The problem is that the industry is struggling to make the psychological transition from music being a physical product in the form of a record or CD, to it being a bit of data that can and will be duplicated infinitely from even a single copy.

In a way, I don’t really blame them. I have no problem with artists and businesses making money from music, if law can strike a balance between providing an incentive for music to be made and marketed, and consumers and the public having fair use of that music. However, no one really knows where the revenue is going to come from at a time when the price of music is heading towards zero.

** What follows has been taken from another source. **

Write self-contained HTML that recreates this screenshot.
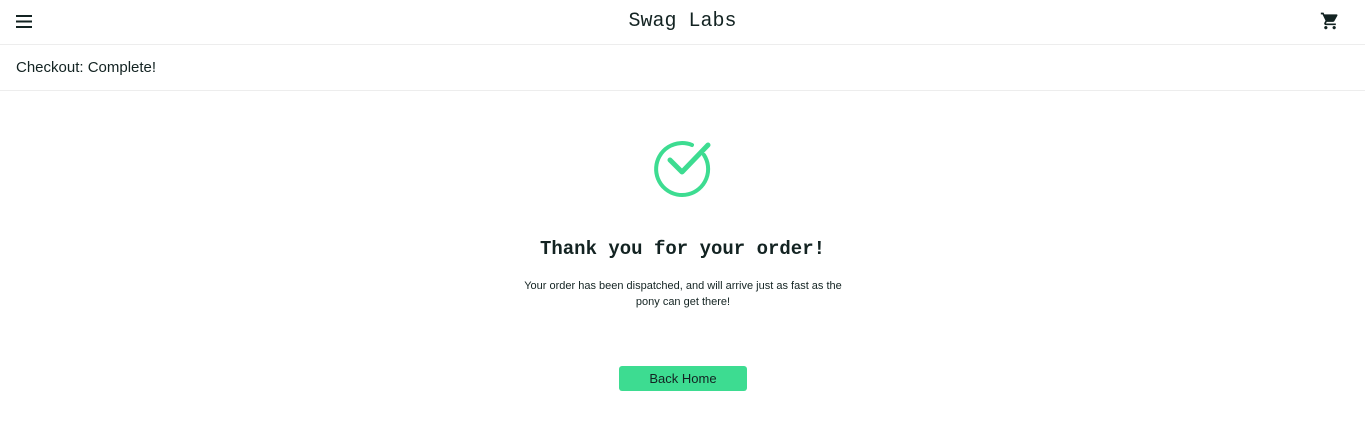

So, what’s happening, is that the music industry is lobbying for ever more draconian and unfair laws in order to replace lost revenues. This is understandable. What is not understandable is for government to implement daft legislation that, extends copyrights for decades after the deaths of the writers, or, like here, effectively taxes people for listening to the music that they’ve bought.

Tim Allon    
  5 September, 2008, 9:55 am

You can register your protest by clicking on my secret blog, which nobody apart from David T has visited yet.

thermaland    
  5 September, 2008, 3:23 pm

I can confirm that in France there is a “tax” on blank CD-Rs etc… and this is redistributed to the entertainment industry in proportion of actual sales. So e.g. new artists needing to make demos of their work essentially have to pay Johnny Halliday and Céline Dion for the privilege. I for one can’t think of a fairer system.